Conlin had taken Joyce Cantor’s statement two weeks earlier in connection with the homicide of a security guard killed on the estate where Joyce was staying. Said she hadn’t heard a gunshot and had never met a German manufacturer’s rep named Gerd Klaus whose rental vehicle was discovered near the scene of the crime. Joyce’s story was corroborated by Harry Levin, and by a colored guy named Cordell Sims, who were also staying at the estate owned by some rich guy named Frankel from New York. Talk about a clusterfuck.

Conlin knew they were bullshitting him, but he couldn’t prove anything and had to let them go, all except for Sims who had an outstanding warrant against him — felony firearm — and ended up spending a day in county lockup until his legal problems were miraculously resolved. Now the German was back and he had a feeling Joyce would be interested to know about it.
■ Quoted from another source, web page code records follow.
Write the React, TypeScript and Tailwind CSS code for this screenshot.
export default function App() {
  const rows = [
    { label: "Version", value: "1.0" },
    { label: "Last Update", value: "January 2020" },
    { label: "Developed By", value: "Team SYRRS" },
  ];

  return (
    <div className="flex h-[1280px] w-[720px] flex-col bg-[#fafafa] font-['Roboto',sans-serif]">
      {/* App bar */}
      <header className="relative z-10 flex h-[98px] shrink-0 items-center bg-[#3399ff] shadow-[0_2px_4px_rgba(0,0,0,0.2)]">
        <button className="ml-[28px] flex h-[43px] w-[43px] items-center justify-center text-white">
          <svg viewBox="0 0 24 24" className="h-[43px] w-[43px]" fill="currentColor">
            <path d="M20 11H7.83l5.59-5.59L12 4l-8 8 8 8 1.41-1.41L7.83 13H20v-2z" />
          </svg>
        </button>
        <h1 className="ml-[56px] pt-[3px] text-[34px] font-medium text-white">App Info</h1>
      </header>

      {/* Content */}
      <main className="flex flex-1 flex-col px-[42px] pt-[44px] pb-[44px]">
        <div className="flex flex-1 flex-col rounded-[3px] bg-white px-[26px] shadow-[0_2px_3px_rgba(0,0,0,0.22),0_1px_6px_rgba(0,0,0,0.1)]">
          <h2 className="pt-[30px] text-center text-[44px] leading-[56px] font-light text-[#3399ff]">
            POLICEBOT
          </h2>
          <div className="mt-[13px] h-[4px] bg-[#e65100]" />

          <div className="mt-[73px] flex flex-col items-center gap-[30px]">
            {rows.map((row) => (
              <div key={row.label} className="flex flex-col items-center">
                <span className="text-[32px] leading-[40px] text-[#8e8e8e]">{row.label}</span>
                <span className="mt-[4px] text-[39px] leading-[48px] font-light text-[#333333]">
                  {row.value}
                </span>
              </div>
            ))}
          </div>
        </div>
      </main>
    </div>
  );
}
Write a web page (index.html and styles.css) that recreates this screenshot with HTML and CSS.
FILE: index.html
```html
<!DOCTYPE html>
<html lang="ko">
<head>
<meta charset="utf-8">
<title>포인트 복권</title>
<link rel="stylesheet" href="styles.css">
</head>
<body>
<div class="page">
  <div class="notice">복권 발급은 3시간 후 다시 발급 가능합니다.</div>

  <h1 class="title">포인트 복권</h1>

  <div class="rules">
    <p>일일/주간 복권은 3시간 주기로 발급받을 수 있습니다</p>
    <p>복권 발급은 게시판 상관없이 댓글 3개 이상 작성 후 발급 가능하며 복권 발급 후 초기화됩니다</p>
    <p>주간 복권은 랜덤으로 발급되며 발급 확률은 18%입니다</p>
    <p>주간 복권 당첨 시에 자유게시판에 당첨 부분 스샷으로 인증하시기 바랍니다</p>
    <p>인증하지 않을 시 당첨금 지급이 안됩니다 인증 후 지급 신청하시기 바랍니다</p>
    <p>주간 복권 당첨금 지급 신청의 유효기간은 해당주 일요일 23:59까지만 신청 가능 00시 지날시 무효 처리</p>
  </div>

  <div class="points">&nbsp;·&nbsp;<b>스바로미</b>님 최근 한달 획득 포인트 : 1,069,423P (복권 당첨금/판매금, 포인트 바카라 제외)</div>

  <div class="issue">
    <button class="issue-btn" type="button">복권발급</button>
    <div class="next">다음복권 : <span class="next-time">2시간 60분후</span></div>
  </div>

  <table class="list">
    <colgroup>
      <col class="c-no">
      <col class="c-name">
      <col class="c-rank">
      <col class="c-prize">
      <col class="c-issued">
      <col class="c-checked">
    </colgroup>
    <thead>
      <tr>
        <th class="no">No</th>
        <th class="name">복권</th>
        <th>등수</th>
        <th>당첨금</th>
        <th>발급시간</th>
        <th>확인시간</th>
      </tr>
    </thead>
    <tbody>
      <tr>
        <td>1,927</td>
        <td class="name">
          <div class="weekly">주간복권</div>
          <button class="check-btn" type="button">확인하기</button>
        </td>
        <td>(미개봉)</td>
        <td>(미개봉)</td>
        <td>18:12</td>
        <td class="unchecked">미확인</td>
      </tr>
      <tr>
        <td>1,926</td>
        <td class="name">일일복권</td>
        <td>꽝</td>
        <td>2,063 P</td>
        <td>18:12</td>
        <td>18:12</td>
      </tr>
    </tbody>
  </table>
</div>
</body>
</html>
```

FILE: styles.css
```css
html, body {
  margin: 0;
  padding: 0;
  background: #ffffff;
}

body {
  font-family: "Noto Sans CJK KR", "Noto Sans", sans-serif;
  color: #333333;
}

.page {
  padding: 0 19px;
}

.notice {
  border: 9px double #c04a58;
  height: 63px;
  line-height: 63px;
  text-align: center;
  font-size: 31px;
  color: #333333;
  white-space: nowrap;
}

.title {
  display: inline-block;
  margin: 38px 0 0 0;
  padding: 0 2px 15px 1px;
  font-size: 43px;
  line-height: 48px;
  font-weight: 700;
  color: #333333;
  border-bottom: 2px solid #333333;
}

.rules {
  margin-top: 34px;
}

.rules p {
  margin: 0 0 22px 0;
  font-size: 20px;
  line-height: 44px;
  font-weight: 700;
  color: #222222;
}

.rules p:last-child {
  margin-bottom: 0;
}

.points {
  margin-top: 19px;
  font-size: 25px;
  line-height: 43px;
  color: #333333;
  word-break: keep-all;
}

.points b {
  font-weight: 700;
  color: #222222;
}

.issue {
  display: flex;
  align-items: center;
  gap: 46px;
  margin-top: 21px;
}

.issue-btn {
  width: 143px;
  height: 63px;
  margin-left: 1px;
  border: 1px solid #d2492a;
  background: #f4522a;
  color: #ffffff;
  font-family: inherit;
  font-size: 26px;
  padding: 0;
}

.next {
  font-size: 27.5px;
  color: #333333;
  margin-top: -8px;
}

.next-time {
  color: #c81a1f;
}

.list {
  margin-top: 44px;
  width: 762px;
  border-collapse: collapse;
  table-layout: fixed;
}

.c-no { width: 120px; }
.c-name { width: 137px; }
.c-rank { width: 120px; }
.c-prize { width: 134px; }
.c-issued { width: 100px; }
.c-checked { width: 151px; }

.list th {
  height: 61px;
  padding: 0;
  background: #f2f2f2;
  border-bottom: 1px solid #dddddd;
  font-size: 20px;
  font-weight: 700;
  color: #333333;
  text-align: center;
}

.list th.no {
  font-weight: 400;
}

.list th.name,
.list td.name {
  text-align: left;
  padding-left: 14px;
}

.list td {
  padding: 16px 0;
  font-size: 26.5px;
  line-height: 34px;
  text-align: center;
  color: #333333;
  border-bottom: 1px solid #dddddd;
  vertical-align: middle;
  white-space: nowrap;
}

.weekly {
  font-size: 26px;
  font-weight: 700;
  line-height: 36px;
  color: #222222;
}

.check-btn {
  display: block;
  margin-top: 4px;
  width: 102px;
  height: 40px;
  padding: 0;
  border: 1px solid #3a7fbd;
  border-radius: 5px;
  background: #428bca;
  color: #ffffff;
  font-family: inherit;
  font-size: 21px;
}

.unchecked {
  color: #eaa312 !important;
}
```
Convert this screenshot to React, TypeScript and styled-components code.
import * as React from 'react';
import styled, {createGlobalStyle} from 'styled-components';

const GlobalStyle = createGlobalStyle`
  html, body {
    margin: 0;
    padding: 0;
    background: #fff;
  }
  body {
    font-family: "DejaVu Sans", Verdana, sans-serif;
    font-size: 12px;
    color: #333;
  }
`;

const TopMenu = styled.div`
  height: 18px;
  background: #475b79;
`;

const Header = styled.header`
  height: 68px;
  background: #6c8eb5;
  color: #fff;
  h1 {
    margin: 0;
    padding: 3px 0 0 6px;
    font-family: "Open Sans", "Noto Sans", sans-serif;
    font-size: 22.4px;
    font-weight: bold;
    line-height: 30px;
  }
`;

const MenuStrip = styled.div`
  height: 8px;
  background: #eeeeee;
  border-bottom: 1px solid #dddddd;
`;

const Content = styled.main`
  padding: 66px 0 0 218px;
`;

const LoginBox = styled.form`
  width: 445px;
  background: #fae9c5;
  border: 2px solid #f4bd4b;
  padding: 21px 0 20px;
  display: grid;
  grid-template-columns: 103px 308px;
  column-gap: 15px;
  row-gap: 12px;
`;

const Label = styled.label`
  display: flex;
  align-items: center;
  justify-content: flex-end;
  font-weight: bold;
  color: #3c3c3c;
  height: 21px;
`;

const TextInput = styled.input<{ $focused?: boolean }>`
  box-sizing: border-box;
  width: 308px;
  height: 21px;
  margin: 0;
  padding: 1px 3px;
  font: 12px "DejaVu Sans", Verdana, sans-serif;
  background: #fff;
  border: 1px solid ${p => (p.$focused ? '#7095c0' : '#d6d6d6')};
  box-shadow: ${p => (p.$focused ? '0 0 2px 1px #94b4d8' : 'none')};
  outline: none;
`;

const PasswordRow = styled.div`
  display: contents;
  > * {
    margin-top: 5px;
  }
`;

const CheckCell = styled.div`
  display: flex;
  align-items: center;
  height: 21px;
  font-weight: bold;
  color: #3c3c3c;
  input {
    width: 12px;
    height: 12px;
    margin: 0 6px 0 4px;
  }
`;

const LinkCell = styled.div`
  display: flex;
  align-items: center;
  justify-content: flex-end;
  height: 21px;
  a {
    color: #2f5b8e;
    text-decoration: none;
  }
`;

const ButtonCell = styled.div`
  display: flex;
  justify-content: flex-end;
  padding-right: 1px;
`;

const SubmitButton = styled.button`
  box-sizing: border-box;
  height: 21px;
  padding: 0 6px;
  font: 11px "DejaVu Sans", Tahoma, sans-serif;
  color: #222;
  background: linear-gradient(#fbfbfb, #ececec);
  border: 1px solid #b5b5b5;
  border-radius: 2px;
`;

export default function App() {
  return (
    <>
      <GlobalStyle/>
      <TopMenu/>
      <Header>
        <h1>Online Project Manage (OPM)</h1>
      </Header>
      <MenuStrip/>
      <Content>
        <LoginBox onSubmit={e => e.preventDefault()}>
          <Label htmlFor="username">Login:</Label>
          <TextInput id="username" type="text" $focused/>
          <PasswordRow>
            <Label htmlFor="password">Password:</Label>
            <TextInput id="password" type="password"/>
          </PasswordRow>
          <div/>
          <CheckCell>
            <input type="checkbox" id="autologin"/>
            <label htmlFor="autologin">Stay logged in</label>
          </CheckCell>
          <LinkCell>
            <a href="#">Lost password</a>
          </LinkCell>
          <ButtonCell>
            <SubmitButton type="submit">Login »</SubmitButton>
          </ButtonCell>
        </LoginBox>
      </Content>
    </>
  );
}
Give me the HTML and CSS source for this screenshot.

Hess walked out of the restaurant and followed Joyce from the opposite side of the street, strolling along Worth Avenue in his new Palm Beach disguise, golf cap low over his eyes almost touching the frames of the aviator sunglasses. As far as Joyce was concerned he was dead. No one could have survived being shot and thrown in the ocean. That’s why he believed God had intervened.

He was thinking of the last time he’d seen her — she’d been right there on the bed a few feet away — regretting he hadn’t pulled the trigger when he had the chance. But there had been extenuating circumstances — like a crazy Jew with a gun, shooting at him.

He passed a police car double-parked next to Lynn Risdon’s Mustang. The policeman was on the passenger side, looking in the window. Hess continued on, a Palm Beach retiree, glancing at his reflection in store windows. Just past South County Road he crossed over on Joyce’s side of the street, thirty paces behind her, slowing down to maintain the distance between them.

A Rolls-Royce Silver Cloud was approaching, two-tone, silver and black, Hess admiring the classic motorcar with its long hood. When he looked down the sidewalk Joyce was gone. He quickened his pace, glanced left into a boutique, a big open shop, but didn’t see her. Passed two more stores and finally spotted her in a flower shop.

There was no place to stop and wait without being seen, so Hess walked to the end of Worth Avenue, crossed South Ocean Boulevard and leaned his hip against the seawall, gazing out at the Atlantic. He watched a seagull dive in the water and rise up with a fish twisting in its beak. He looked over his shoulder and saw Joyce on the sidewalk, coming toward him, carrying a bouquet of flowers wrapped in paper. He watched her stop, cross Worth Avenue and go into the Winthrop House through a side entrance. Hess crossed too and followed her into the building. The lobby was crowded with people talking, watching television, playing cards and backgammon. Joyce, he noticed, was at the reception desk in conversation with Conlin, the detective who had visited him at the hospital in Freeport.

Conlin flashed a grin. “For me?” he said, glancing at the flowers she was holding. “You shouldn’t have.”

“What can I do for you, Detective?” Joyce said, surprised to see him in the lobby. Assuming he was back to question her.